** start of COLLECTED MATERIAL **
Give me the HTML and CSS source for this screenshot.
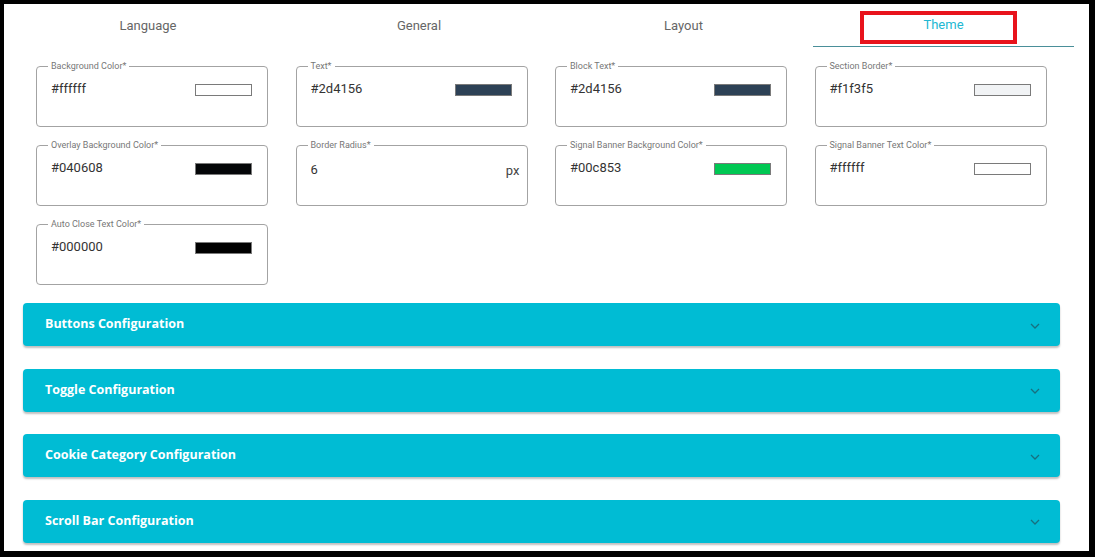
FILE: index.html
```html
<!DOCTYPE html>
<html>
<head>
<meta charset="utf-8">
<link rel="stylesheet" href="styles.css">
</head>
<body>
<div class="page">
  <div class="tabs">
    <div class="tab">Language</div>
    <div class="tab">General</div>
    <div class="tab">Layout</div>
    <div class="tab active">Theme<span class="mark"></span></div>
  </div>

  <div class="fields">
    <div class="field"><span class="label">Background Color*</span><div class="row"><span class="value">#ffffff</span><span class="swatch" style="background:#ffffff"></span></div></div>
    <div class="field"><span class="label">Text*</span><div class="row"><span class="value">#2d4156</span><span class="swatch" style="background:#2d4156"></span></div></div>
    <div class="field"><span class="label">Block Text*</span><div class="row"><span class="value">#2d4156</span><span class="swatch" style="background:#2d4156"></span></div></div>
    <div class="field"><span class="label">Section Border*</span><div class="row"><span class="value">#f1f3f5</span><span class="swatch" style="background:#f1f3f5"></span></div></div>

    <div class="field"><span class="label">Overlay Background Color*</span><div class="row"><span class="value">#040608</span><span class="swatch" style="background:#040608"></span></div></div>
    <div class="field"><span class="label">Border Radius*</span><div class="row px-row"><span class="value">6</span><span class="unit">px</span></div></div>
    <div class="field"><span class="label">Signal Banner Background Color*</span><div class="row"><span class="value">#00c853</span><span class="swatch" style="background:#00c853"></span></div></div>
    <div class="field"><span class="label">Signal Banner Text Color*</span><div class="row"><span class="value">#ffffff</span><span class="swatch" style="background:#ffffff"></span></div></div>

    <div class="field"><span class="label">Auto Close Text Color*</span><div class="row"><span class="value">#000000</span><span class="swatch" style="background:#000000"></span></div></div>
  </div>

  <div class="accordions">
    <div class="acc"><span class="acc-title">Buttons Configuration</span><svg class="chev" width="10" height="6" viewBox="0 0 10 6"><polyline points="1,1 5,5 9,1" fill="none" stroke="#17707f" stroke-width="1.3"/></svg></div>
    <div class="acc"><span class="acc-title">Toggle Configuration</span><svg class="chev" width="10" height="6" viewBox="0 0 10 6"><polyline points="1,1 5,5 9,1" fill="none" stroke="#17707f" stroke-width="1.3"/></svg></div>
    <div class="acc"><span class="acc-title">Cookie Category Configuration</span><svg class="chev" width="10" height="6" viewBox="0 0 10 6"><polyline points="1,1 5,5 9,1" fill="none" stroke="#17707f" stroke-width="1.3"/></svg></div>
    <div class="acc"><span class="acc-title">Scroll Bar Configuration</span><svg class="chev" width="10" height="6" viewBox="0 0 10 6"><polyline points="1,1 5,5 9,1" fill="none" stroke="#17707f" stroke-width="1.3"/></svg></div>
  </div>
</div>
</body>
</html>
```

FILE: styles.css
```css
html, body {
  margin: 0;
  padding: 0;
}
body {
  background: #000;
  padding: 4px 6px 6px 4px;
  width: 1095px;
  height: 557px;
  box-sizing: border-box;
  overflow: hidden;
  font-family: Roboto, "Liberation Sans", sans-serif;
}
.page {
  background: #fff;
  width: 1085px;
  height: 547px;
  overflow: hidden;
}
.tabs {
  display: grid;
  grid-template-columns: 272px 270px 259px 261px;
  margin-left: 8px;
  height: 43px;
}
.tab {
  position: relative;
  display: flex;
  align-items: center;
  justify-content: center;
  font-size: 13px;
  color: #666;
  padding-bottom: 1px;
}
.tab.active {
  color: #22b8d2;
  border-bottom: 1px solid #4a8f99;
}
.mark {
  position: absolute;
  left: 47px;
  top: 7px;
  width: 157px;
  height: 33px;
  box-sizing: border-box;
  border: 4px solid #e8131c;
}
.fields {
  display: grid;
  grid-template-columns: repeat(4, 232px);
  column-gap: 27.5px;
  row-gap: 18px;
  margin: 19px 0 0 32px;
}
.field {
  position: relative;
  height: 61px;
  box-sizing: border-box;
  border: 1px solid #a3a3a3;
  border-radius: 4px;
}
.label {
  position: absolute;
  top: -7px;
  left: 11px;
  padding: 0 3px;
  background: #fff;
  font-size: 9px;
  line-height: 12px;
  color: #777;
}
.row {
  display: flex;
  justify-content: space-between;
  align-items: flex-start;
  padding: 14px 15px 0 14px;
}
.value {
  font-size: 13px;
  line-height: 16px;
  color: #333;
}
.swatch {
  margin-top: 3px;
  width: 57px;
  height: 12px;
  box-sizing: border-box;
  border: 1px solid #7a7a7a;
}
.px-row {
  padding-right: 7px;
  align-items: center;
}
.unit {
  font-size: 13px;
  line-height: 16px;
  color: #444;
  margin-top: 3px;
}
.accordions {
  display: flex;
  flex-direction: column;
  gap: 22.6px;
  margin: 18px 0 0 19px;
  width: 1037px;
}
.acc {
  height: 43px;
  background: #00bcd4;
  border-radius: 4px;
  box-shadow: 0 2px 2px rgba(0, 0, 0, 0.25);
  display: flex;
  align-items: center;
  justify-content: space-between;
  padding: 0 20px 0 22px;
}
.acc-title {
  font-family: "Open Sans", "Liberation Sans", sans-serif;
  font-weight: 700;
  font-size: 12.5px;
  color: #fff;
  margin-top: -2px;
}
.chev {
  margin-top: 2px;
}
```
** end of COLLECTED MATERIAL **
Ignore the images and quote every line of the listing exactly.

**WORKED ANSWER:**
Give me the HTML and CSS source for this screenshot.
FILE: index.html
```html
<!DOCTYPE html>
<html>
<head>
<meta charset="utf-8">
<link rel="stylesheet" href="styles.css">
</head>
<body>
<div class="page">
  <div class="tabs">
    <div class="tab">Language</div>
    <div class="tab">General</div>
    <div class="tab">Layout</div>
    <div class="tab active">Theme<span class="mark"></span></div>
  </div>

  <div class="fields">
    <div class="field"><span class="label">Background Color*</span><div class="row"><span class="value">#ffffff</span><span class="swatch" style="background:#ffffff"></span></div></div>
    <div class="field"><span class="label">Text*</span><div class="row"><span class="value">#2d4156</span><span class="swatch" style="background:#2d4156"></span></div></div>
    <div class="field"><span class="label">Block Text*</span><div class="row"><span class="value">#2d4156</span><span class="swatch" style="background:#2d4156"></span></div></div>
    <div class="field"><span class="label">Section Border*</span><div class="row"><span class="value">#f1f3f5</span><span class="swatch" style="background:#f1f3f5"></span></div></div>

    <div class="field"><span class="label">Overlay Background Color*</span><div class="row"><span class="value">#040608</span><span class="swatch" style="background:#040608"></span></div></div>
    <div class="field"><span class="label">Border Radius*</span><div class="row px-row"><span class="value">6</span><span class="unit">px</span></div></div>
    <div class="field"><span class="label">Signal Banner Background Color*</span><div class="row"><span class="value">#00c853</span><span class="swatch" style="background:#00c853"></span></div></div>
    <div class="field"><span class="label">Signal Banner Text Color*</span><div class="row"><span class="value">#ffffff</span><span class="swatch" style="background:#ffffff"></span></div></div>

    <div class="field"><span class="label">Auto Close Text Color*</span><div class="row"><span class="value">#000000</span><span class="swatch" style="background:#000000"></span></div></div>
  </div>

  <div class="accordions">
    <div class="acc"><span class="acc-title">Buttons Configuration</span><svg class="chev" width="10" height="6" viewBox="0 0 10 6"><polyline points="1,1 5,5 9,1" fill="none" stroke="#17707f" stroke-width="1.3"/></svg></div>
    <div class="acc"><span class="acc-title">Toggle Configuration</span><svg class="chev" width="10" height="6" viewBox="0 0 10 6"><polyline points="1,1 5,5 9,1" fill="none" stroke="#17707f" stroke-width="1.3"/></svg></div>
    <div class="acc"><span class="acc-title">Cookie Category Configuration</span><svg class="chev" width="10" height="6" viewBox="0 0 10 6"><polyline points="1,1 5,5 9,1" fill="none" stroke="#17707f" stroke-width="1.3"/></svg></div>
    <div class="acc"><span class="acc-title">Scroll Bar Configuration</span><svg class="chev" width="10" height="6" viewBox="0 0 10 6"><polyline points="1,1 5,5 9,1" fill="none" stroke="#17707f" stroke-width="1.3"/></svg></div>
  </div>
</div>
</body>
</html>
```

FILE: styles.css
```css
html, body {
  margin: 0;
  padding: 0;
}
body {
  background: #000;
  padding: 4px 6px 6px 4px;
  width: 1095px;
  height: 557px;
  box-sizing: border-box;
  overflow: hidden;
  font-family: Roboto, "Liberation Sans", sans-serif;
}
.page {
  background: #fff;
  width: 1085px;
  height: 547px;
  overflow: hidden;
}
.tabs {
  display: grid;
  grid-template-columns: 272px 270px 259px 261px;
  margin-left: 8px;
  height: 43px;
}
.tab {
  position: relative;
  display: flex;
  align-items: center;
  justify-content: center;
  font-size: 13px;
  color: #666;
  padding-bottom: 1px;
}
.tab.active {
  color: #22b8d2;
  border-bottom: 1px solid #4a8f99;
}
.mark {
  position: absolute;
  left: 47px;
  top: 7px;
  width: 157px;
  height: 33px;
  box-sizing: border-box;
  border: 4px solid #e8131c;
}
.fields {
  display: grid;
  grid-template-columns: repeat(4, 232px);
  column-gap: 27.5px;
  row-gap: 18px;
  margin: 19px 0 0 32px;
}
.field {
  position: relative;
  height: 61px;
  box-sizing: border-box;
  border: 1px solid #a3a3a3;
  border-radius: 4px;
}
.label {
  position: absolute;
  top: -7px;
  left: 11px;
  padding: 0 3px;
  background: #fff;
  font-size: 9px;
  line-height: 12px;
  color: #777;
}
.row {
  display: flex;
  justify-content: space-between;
  align-items: flex-start;
  padding: 14px 15px 0 14px;
}
.value {
  font-size: 13px;
  line-height: 16px;
  color: #333;
}
.swatch {
  margin-top: 3px;
  width: 57px;
  height: 12px;
  box-sizing: border-box;
  border: 1px solid #7a7a7a;
}
.px-row {
  padding-right: 7px;
  align-items: center;
}
.unit {
  font-size: 13px;
  line-height: 16px;
  color: #444;
  margin-top: 3px;
}
.accordions {
  display: flex;
  flex-direction: column;
  gap: 22.6px;
  margin: 18px 0 0 19px;
  width: 1037px;
}
.acc {
  height: 43px;
  background: #00bcd4;
  border-radius: 4px;
  box-shadow: 0 2px 2px rgba(0, 0, 0, 0.25);
  display: flex;
  align-items: center;
  justify-content: space-between;
  padding: 0 20px 0 22px;
}
.acc-title {
  font-family: "Open Sans", "Liberation Sans", sans-serif;
  font-weight: 700;
  font-size: 12.5px;
  color: #fff;
  margin-top: -2px;
}
.chev {
  margin-top: 2px;
}
```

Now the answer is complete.